EXERCISE DETAILS.
Each line from the top of the listing through the one holding "right-0 top-[178px] h-[42px]" should be restated word for word, with nothing added and no pictures.

* * * * * * * * *

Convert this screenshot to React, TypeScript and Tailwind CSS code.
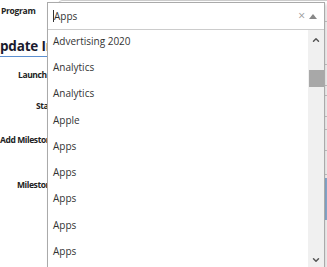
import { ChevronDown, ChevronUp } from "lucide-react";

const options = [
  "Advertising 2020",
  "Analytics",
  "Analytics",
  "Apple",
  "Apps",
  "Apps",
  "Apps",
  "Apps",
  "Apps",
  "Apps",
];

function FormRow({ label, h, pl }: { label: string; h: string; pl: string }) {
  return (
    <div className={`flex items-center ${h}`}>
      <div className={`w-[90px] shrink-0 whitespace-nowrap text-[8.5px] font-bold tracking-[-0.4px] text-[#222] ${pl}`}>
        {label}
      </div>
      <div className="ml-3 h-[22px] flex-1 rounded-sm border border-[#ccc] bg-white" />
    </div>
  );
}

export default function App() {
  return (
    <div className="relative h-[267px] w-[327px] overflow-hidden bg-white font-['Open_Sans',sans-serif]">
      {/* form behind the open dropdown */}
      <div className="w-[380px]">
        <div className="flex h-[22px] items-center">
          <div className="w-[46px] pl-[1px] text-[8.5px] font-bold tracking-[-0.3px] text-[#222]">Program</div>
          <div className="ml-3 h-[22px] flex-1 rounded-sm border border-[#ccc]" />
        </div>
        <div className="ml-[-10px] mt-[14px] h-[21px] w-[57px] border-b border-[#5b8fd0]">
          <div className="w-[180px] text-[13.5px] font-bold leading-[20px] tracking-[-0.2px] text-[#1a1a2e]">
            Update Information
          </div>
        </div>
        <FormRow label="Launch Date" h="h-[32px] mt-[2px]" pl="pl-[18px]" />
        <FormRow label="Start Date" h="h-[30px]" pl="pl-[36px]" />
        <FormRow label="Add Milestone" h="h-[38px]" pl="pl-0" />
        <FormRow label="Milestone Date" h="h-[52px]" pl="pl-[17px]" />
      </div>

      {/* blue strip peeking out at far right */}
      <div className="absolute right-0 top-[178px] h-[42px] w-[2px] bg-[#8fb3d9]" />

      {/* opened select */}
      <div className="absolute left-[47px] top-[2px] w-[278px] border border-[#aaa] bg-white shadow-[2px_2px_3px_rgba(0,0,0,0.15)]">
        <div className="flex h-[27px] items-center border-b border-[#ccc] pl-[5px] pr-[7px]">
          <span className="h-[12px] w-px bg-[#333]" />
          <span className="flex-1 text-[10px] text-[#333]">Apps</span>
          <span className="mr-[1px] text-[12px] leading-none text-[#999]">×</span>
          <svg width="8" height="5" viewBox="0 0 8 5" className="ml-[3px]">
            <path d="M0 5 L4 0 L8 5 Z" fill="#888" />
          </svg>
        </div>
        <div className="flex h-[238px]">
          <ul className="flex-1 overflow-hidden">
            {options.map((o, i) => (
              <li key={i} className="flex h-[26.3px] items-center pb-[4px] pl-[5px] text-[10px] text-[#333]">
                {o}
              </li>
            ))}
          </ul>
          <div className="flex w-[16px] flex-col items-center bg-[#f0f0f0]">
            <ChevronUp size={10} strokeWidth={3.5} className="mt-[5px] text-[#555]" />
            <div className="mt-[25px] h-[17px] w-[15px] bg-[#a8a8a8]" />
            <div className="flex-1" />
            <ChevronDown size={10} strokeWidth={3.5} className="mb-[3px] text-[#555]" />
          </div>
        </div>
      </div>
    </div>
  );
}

* * * * * * * * *

COMPLETE OUTPUT.
Convert this screenshot to React, TypeScript and Tailwind CSS code.
import { ChevronDown, ChevronUp } from "lucide-react";

const options = [
  "Advertising 2020",
  "Analytics",
  "Analytics",
  "Apple",
  "Apps",
  "Apps",
  "Apps",
  "Apps",
  "Apps",
  "Apps",
];

function FormRow({ label, h, pl }: { label: string; h: string; pl: string }) {
  return (
    <div className={`flex items-center ${h}`}>
      <div className={`w-[90px] shrink-0 whitespace-nowrap text-[8.5px] font-bold tracking-[-0.4px] text-[#222] ${pl}`}>
        {label}
      </div>
      <div className="ml-3 h-[22px] flex-1 rounded-sm border border-[#ccc] bg-white" />
    </div>
  );
}

export default function App() {
  return (
    <div className="relative h-[267px] w-[327px] overflow-hidden bg-white font-['Open_Sans',sans-serif]">
      {/* form behind the open dropdown */}
      <div className="w-[380px]">
        <div className="flex h-[22px] items-center">
          <div className="w-[46px] pl-[1px] text-[8.5px] font-bold tracking-[-0.3px] text-[#222]">Program</div>
          <div className="ml-3 h-[22px] flex-1 rounded-sm border border-[#ccc]" />
        </div>
        <div className="ml-[-10px] mt-[14px] h-[21px] w-[57px] border-b border-[#5b8fd0]">
          <div className="w-[180px] text-[13.5px] font-bold leading-[20px] tracking-[-0.2px] text-[#1a1a2e]">
            Update Information
          </div>
        </div>
        <FormRow label="Launch Date" h="h-[32px] mt-[2px]" pl="pl-[18px]" />
        <FormRow label="Start Date" h="h-[30px]" pl="pl-[36px]" />
        <FormRow label="Add Milestone" h="h-[38px]" pl="pl-0" />
        <FormRow label="Milestone Date" h="h-[52px]" pl="pl-[17px]" />
      </div>

      {/* blue strip peeking out at far right */}
      <div className="absolute right-0 top-[178px] h-[42px] w-[2px] bg-[#8fb3d9]" />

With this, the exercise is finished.